We are a divided society and we pride ourselves in saying that we have friends who come from the other side of the religious divide as if it was a passport of respectability and a demonstration of our tolerance. Yet through it all we still think differently about the past and how it should be addressed. The Maze/Long Kesh Peace Centre, with a minor part of its attraction a visit to were Bobby Sands and 9 other men died on hunger strike, is but the latest manifestation of division.

Some Unionists have organised a petition against the centre and are indifferent to the foreign tourist interest it might bring. Their hostility is driven by a fear that history may be re- written in favour of their opponents. Republicans on the other hand insist that the contentious facility is a peace centre and its purpose is to tell a narrative in order to avoid conflict. Finding compromise in a post conflict situation such as this is an arduous task.

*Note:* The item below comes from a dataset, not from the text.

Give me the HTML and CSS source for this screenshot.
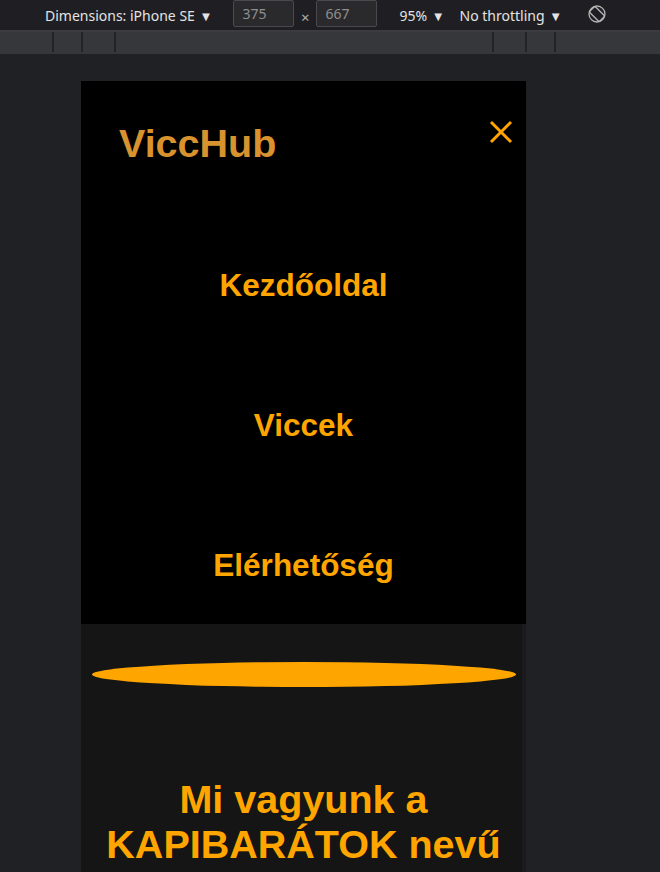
FILE: index.html
```html
<!DOCTYPE html>
<html lang="hu">
<head>
<meta charset="utf-8">
<title>ViccHub</title>
<link rel="stylesheet" href="styles.css">
</head>
<body>
<div class="toolbar">
  <span class="tb-item dims">Dimensions: iPhone SE <span class="caret">▼</span></span>
  <span class="tb-input first">375</span>
  <span class="tb-times">×</span>
  <span class="tb-input">667</span>
  <span class="tb-item zoom">95% <span class="caret">▼</span></span>
  <span class="tb-item throttle">No throttling <span class="caret">▼</span></span>
  <svg class="rotate" width="20" height="20" viewBox="0 0 20 20">
    <g fill="none" stroke="#b5b5b5" stroke-width="1.3">
      <circle cx="10" cy="10" r="8"/>
      <rect x="6" y="3" width="8" height="14" rx="1.5" transform="rotate(-45 10 10)"/>
    </g>
  </svg>
</div>
<div class="divider"></div>
<div class="ruler">
  <span class="seg s1"></span>
  <span class="seg s2"></span>
  <span class="seg s3"></span>
  <span class="seg s4"></span>
  <span class="seg s5"></span>
  <span class="seg s6"></span>
  <span class="seg s7"></span>
</div>
<div class="device">
  <nav class="menu">
    <div class="menu-head">
      <h1 class="logo">ViccHub</h1>
      <svg class="close" width="24" height="24" viewBox="0 0 24 24">
        <path d="M2 2 L22 22 M22 2 L2 22" stroke="#ffa500" stroke-width="3" fill="none"/>
      </svg>
    </div>
    <ul class="links">
      <li><a href="#">Kezdőoldal</a></li>
      <li><a href="#">Viccek</a></li>
      <li><a href="#">Elérhetőség</a></li>
    </ul>
  </nav>
  <main class="content">
    <div class="ellipse"></div>
    <h2 class="intro">Mi vagyunk a KAPIBARÁTOK nevű</h2>
  </main>
</div>
</body>
</html>
```
FILE: styles.css
```css
html, body {
  margin: 0;
  padding: 0;
}
body {
  width: 660px;
  height: 872px;
  overflow: hidden;
  background: #202124;
  font-family: "Noto Sans", "Open Sans", sans-serif;
}
.toolbar {
  height: 30px;
  background: #1f1f23;
  display: flex;
  align-items: center;
  color: #e3e3e3;
  font-size: 14px;
}
.caret {
  font-size: 13px;
  margin-left: 1px;
}
.dims {
  margin-left: 45px;
}
.tb-input {
  box-sizing: border-box;
  width: 61px;
  height: 27px;
  margin-top: -3px;
  border: 1px solid #4a4a4e;
  border-radius: 2px;
  background: #2a2a2d;
  color: #8f8f8f;
  padding-left: 8px;
  line-height: 25px;
}
.tb-input.first {
  margin-left: 21px;
}
.tb-times {
  width: 22px;
  text-align: center;
  color: #b0b0b0;
  font-size: 15px;
  margin-top: 4px;
}
.zoom {
  margin-left: 22px;
}
.throttle {
  margin-left: 15px;
}
.rotate {
  margin-left: 25px;
  margin-top: -3px;
}
.divider {
  height: 2px;
  background: #3b3c40;
}
.ruler {
  display: flex;
  height: 22px;
  background: #36373b;
}
.seg {
  height: 20px;
  box-sizing: border-box;
  border-right: 2px solid #232326;
}
.s1 { width: 54px; }
.s2 { width: 29px; }
.s3 { width: 33px; }
.s4 { width: 378px; }
.s5 { width: 33px; }
.s6 { width: 29px; }
.s7 { flex: 1; border-right: none; }
.device {
  margin: 27px 0 0 81px;
  width: 445px;
  font-family: "Liberation Sans", Arial, sans-serif;
}
.menu {
  height: 543px;
  background: #000;
}
.menu-head {
  display: flex;
  justify-content: space-between;
  align-items: flex-start;
  padding: 39px 13px 0 38px;
}
.logo {
  margin: 0;
  font-size: 39.5px;
  line-height: 46px;
  font-weight: bold;
  color: #d8922e;
}
.close {
  display: block;
}
.links {
  list-style: none;
  margin: 99px 0 0;
  padding: 0;
  display: flex;
  flex-direction: column;
  gap: 100px;
  text-align: center;
}
.links a {
  display: block;
  color: #ffa500;
  text-decoration: none;
  font-weight: bold;
  font-size: 31.5px;
  line-height: 40px;
}
.content {
  background: #151515;
  height: 248px;
  overflow: hidden;
  box-sizing: border-box;
  padding-top: 38px;
  border-right: 4px solid #1b1b1d;
}
.ellipse {
  height: 25px;
  margin: 0 6px 0 11px;
  background: #ffa500;
  border-radius: 50%;
}
.intro {
  margin: 90px 0 0;
  font-size: 39.5px;
  line-height: 45px;
  font-weight: bold;
  color: #ffa500;
  text-align: center;
  padding-left: 4px;
}
```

The outside world will be astounded when they discover that we do not share power but rather divide power. Unionists and Republicans divide up the government departments and run them according to their own party policy. But division is not new to Northern Ireland. Mostly we still live in separate areas, mostly we still educate our children in different schools, mostly we marry people of our religious affiliation and the list of division goes on – even to some ridiculous levels. One Belfast cemetery has a 6 foot wall under the ground with Catholics buried on one side and Protestants on the other. Some of the rural cemeteries are a bit more subtle and have a simple hedge to divide the dead – I suppose just in case people might mix in death. It may be that we will have to divide the new Maze / Long Kesh Peace Centre into zones of influence in order to maintain the status quo of voluntary division that pervades Northern Ireland.

But it is not all doom and gloom. Many of our young people who were too young to remember the worst accesses of our conflict are not really turned on by political divisions. They are interested in real politics such as employment and education. They do socialise in neutral spaces with people from a different religious background – not in great numbers but in significant numbers. They cannot get emotive about the past as they were not affected by it to the same extent as their elders. This leaves many victims feeling even more unheard and not listened too. Therefore the victims can only talk to people of their own generation who very often see the conflict and interpret the solution in terms of orange and green.

Some of our backward looking politicians could be accused of using the victims and the wrongs of the past as a comfort blanket with which to insulate themselves against dealing with issues such as compromise – in doing so they do the victims no favours. And so while the prison of the past might be closed its ghost lives on in the hurt, pain and suffering endured by a society who still have to hold the big debate on guilt, forgiveness, hope and responsibility. We still have to decide how we deal with our past, learn to live together, end segregation and allow peace to be the centre of our lives instead of concentrating on a concrete building of divided historical significance.

Sadly, society cannot force the individual to compromise – that is a personal issue. But we can help victims if only we had the political and societal will. Society is more responsible for the continued imprisonment of victims than it would care to admit. The continued voluntary separation of our people at all levels is a prison cell and lack of positive political leadership the bolt that fastens the door shut – this is the real prison – the prison of the present that incarcerates us all to our past.

And to think the rest of the world thought we had solved the problem!